Though he’s the bandleader, his bandmates get plenty of play time, and sometimes even take over. The horns, especially, have a definite voice within his music.

“I’m just a guitar player really, still trying to work with musicians that make me move,” he said.

Just a guitar player who happened to take guitar lessons with his local guitar teacher, Joe Satriani. He bought his first guitar for $7, when he was 12, and knew almost immediately he would pursue it for a lifetime.
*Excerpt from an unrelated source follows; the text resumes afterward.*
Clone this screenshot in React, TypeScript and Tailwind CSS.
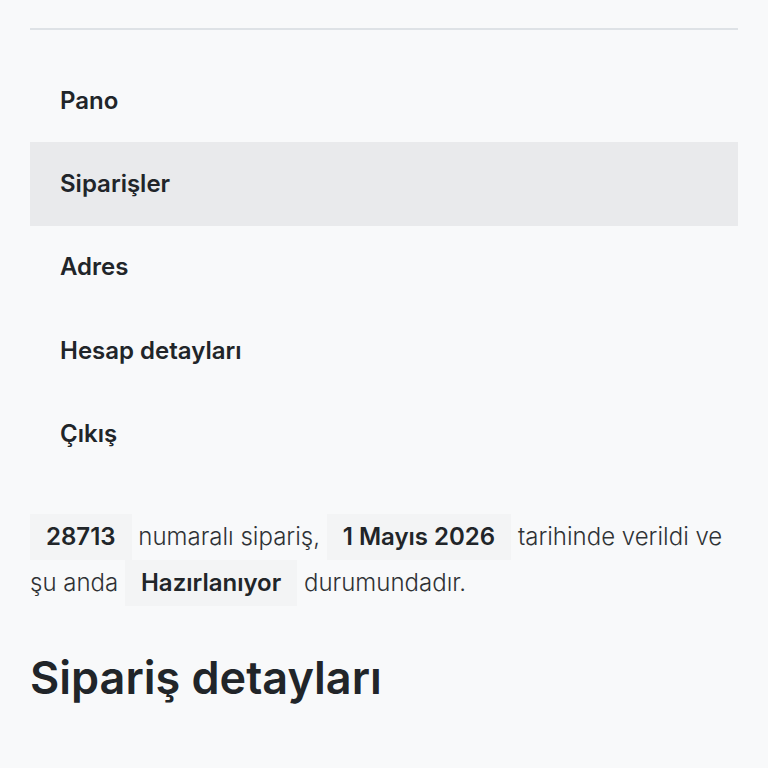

Before he set out on his own, he played guitar and bass in the Michael Franti-led rap group Disposable Heroes of Hiphoprisy.

Hunter will be playing a bit in the style of “Analog,” but he’s already going in a different direction – one he can’t describe.

“I can’t really explain music without playing it,” he said. “I just really want to connect with the audience and make sure they’re going to have a good time.”

Because it’s improv-based, there’s room for changing it up and growing on stage.